EXERCISE PROMPT: Go through the data below. Pull out every line that has the word "screenshot".

PROVIDED DATA:
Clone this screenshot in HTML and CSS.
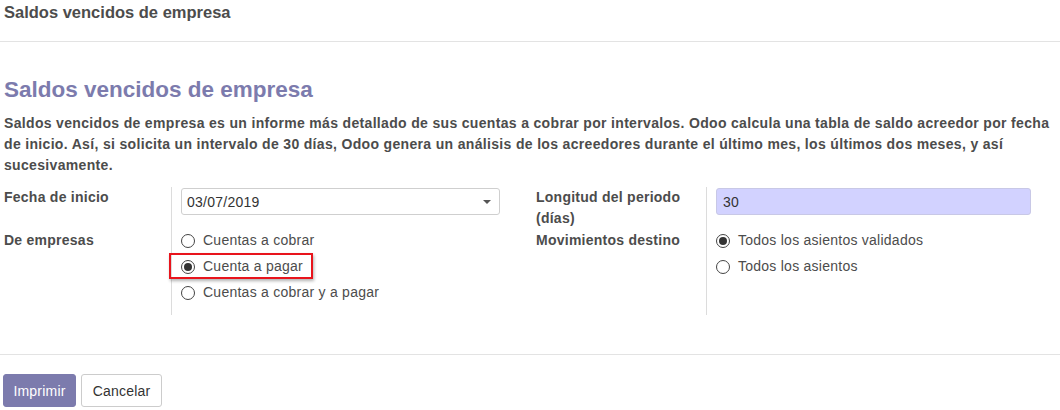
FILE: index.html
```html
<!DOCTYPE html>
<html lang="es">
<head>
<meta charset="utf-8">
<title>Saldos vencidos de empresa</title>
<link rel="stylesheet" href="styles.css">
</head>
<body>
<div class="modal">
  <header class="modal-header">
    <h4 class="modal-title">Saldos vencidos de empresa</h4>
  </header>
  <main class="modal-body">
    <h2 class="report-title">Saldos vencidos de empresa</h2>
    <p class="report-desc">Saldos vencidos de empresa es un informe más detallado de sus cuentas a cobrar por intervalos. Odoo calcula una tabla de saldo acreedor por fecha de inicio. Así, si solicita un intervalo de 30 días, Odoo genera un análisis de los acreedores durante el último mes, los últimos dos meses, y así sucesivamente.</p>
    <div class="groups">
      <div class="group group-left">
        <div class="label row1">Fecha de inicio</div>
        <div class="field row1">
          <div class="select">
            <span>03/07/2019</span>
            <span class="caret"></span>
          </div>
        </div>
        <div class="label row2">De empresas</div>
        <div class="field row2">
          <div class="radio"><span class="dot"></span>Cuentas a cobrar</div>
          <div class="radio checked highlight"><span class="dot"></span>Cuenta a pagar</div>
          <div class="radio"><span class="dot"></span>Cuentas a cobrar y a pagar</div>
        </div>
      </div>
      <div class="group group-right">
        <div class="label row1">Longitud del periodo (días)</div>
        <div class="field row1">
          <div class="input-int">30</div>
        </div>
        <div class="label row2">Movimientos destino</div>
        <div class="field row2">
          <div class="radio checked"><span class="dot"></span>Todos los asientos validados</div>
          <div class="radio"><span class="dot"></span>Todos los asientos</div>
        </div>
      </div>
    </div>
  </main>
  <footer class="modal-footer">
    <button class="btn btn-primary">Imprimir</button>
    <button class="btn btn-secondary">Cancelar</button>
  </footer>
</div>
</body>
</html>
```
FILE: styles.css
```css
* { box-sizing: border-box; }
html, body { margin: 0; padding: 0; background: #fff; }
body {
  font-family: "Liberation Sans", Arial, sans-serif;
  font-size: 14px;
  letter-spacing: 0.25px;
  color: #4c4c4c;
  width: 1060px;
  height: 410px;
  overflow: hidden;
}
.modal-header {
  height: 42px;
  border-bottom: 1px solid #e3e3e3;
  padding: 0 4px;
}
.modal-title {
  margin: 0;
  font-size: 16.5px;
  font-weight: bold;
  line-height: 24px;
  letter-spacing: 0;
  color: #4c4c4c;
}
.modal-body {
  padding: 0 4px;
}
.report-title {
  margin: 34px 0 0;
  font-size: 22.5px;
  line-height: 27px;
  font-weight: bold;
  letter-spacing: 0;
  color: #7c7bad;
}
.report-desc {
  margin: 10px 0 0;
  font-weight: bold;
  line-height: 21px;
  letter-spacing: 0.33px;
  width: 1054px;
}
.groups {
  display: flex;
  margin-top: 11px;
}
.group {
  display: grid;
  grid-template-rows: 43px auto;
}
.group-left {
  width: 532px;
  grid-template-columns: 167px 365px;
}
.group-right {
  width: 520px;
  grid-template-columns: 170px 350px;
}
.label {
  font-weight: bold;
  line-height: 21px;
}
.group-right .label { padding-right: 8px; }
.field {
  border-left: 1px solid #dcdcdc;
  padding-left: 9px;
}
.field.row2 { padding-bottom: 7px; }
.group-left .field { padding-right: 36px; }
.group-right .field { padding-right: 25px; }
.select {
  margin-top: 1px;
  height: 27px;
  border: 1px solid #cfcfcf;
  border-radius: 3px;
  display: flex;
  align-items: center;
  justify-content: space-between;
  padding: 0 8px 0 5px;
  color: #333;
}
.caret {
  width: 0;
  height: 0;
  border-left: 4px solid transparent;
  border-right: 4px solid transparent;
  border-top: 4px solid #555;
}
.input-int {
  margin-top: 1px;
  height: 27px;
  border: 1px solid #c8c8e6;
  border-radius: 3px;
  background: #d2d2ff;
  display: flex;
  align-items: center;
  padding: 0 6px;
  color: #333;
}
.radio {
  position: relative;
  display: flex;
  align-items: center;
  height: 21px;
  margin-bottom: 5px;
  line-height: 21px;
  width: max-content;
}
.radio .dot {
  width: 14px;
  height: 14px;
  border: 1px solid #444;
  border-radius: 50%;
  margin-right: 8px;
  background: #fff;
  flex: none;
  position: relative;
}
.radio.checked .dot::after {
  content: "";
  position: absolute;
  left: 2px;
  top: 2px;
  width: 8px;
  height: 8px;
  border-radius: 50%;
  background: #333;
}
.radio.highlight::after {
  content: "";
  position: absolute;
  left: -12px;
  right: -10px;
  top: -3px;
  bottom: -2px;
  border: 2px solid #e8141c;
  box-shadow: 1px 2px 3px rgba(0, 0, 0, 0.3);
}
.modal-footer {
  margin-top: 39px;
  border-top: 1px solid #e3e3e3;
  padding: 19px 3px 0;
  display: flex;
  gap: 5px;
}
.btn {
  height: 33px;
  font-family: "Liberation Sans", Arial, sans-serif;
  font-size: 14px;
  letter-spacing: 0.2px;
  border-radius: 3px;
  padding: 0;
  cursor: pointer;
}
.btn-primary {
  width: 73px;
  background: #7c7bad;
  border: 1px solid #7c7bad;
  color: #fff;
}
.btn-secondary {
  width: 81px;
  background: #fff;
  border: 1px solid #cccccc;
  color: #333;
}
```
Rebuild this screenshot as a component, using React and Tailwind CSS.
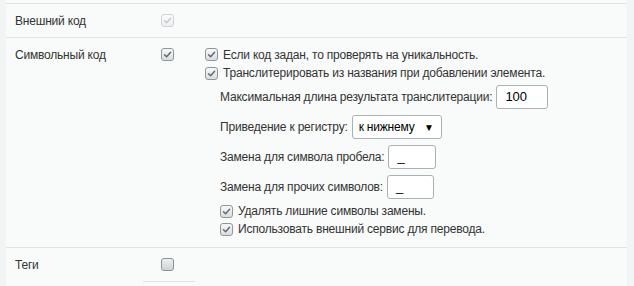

RESPONSE FOR THIS EXERCISE:
Clone this screenshot in HTML and CSS.
Rebuild this screenshot as a component, using React and Tailwind CSS.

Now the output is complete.